◆ Aim of the exercise
Transcribe every line exactly. Leave the pictures behind.

◆ Available data

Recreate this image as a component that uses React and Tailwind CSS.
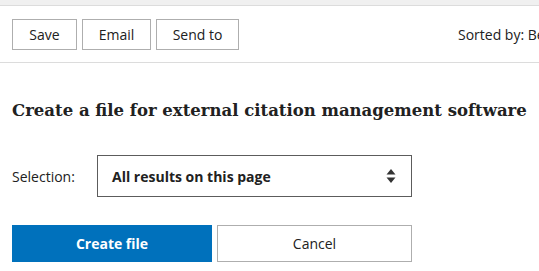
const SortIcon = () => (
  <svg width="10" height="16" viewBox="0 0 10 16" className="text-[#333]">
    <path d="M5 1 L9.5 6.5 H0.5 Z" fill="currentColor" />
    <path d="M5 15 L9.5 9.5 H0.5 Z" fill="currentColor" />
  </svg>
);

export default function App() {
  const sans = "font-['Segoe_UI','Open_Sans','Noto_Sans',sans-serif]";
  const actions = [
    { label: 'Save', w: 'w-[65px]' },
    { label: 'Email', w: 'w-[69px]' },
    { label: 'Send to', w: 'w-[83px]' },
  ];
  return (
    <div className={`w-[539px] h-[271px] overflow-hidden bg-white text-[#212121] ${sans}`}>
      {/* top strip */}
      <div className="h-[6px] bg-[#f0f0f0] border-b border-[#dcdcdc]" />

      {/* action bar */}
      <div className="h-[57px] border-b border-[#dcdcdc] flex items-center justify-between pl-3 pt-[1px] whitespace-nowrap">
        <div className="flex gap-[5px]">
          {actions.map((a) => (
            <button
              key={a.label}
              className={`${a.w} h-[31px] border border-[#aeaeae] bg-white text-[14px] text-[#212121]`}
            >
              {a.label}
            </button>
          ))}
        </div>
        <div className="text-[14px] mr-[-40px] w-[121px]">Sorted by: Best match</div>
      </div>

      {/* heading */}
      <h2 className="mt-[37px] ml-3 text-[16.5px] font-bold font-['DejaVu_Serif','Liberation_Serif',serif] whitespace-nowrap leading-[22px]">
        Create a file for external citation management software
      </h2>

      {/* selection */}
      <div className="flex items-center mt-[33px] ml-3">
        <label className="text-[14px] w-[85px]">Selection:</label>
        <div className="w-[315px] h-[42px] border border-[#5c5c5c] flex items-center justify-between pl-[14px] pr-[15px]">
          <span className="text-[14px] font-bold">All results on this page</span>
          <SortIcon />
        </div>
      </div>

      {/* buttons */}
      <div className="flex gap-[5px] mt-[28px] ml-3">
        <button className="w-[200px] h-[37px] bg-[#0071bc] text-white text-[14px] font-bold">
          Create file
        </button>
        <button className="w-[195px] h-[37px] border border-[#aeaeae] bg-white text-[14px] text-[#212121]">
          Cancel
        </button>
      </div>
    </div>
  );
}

◆ The result
Recreate this image as a component that uses React and Tailwind CSS.
const SortIcon = () => (
  <svg width="10" height="16" viewBox="0 0 10 16" className="text-[#333]">
    <path d="M5 1 L9.5 6.5 H0.5 Z" fill="currentColor" />
    <path d="M5 15 L9.5 9.5 H0.5 Z" fill="currentColor" />
  </svg>
);

export default function App() {
  const sans = "font-['Segoe_UI','Open_Sans','Noto_Sans',sans-serif]";
  const actions = [
    { label: 'Save', w: 'w-[65px]' },
    { label: 'Email', w: 'w-[69px]' },
    { label: 'Send to', w: 'w-[83px]' },
  ];
  return (
    <div className={`w-[539px] h-[271px] overflow-hidden bg-white text-[#212121] ${sans}`}>
      {/* top strip */}
      <div className="h-[6px] bg-[#f0f0f0] border-b border-[#dcdcdc]" />

      {/* action bar */}
      <div className="h-[57px] border-b border-[#dcdcdc] flex items-center justify-between pl-3 pt-[1px] whitespace-nowrap">
        <div className="flex gap-[5px]">
          {actions.map((a) => (
            <button
              key={a.label}
              className={`${a.w} h-[31px] border border-[#aeaeae] bg-white text-[14px] text-[#212121]`}
            >
              {a.label}
            </button>
          ))}
        </div>
        <div className="text-[14px] mr-[-40px] w-[121px]">Sorted by: Best match</div>
      </div>

      {/* heading */}
      <h2 className="mt-[37px] ml-3 text-[16.5px] font-bold font-['DejaVu_Serif','Liberation_Serif',serif] whitespace-nowrap leading-[22px]">
        Create a file for external citation management software
      </h2>

      {/* selection */}
      <div className="flex items-center mt-[33px] ml-3">
        <label className="text-[14px] w-[85px]">Selection:</label>
        <div className="w-[315px] h-[42px] border border-[#5c5c5c] flex items-center justify-between pl-[14px] pr-[15px]">
          <span className="text-[14px] font-bold">All results on this page</span>
          <SortIcon />
        </div>
      </div>

      {/* buttons */}
      <div className="flex gap-[5px] mt-[28px] ml-3">
        <button className="w-[200px] h-[37px] bg-[#0071bc] text-white text-[14px] font-bold">
          Create file
        </button>
        <button className="w-[195px] h-[37px] border border-[#aeaeae] bg-white text-[14px] text-[#212121]">
          Cancel
        </button>
      </div>
    </div>
  );
}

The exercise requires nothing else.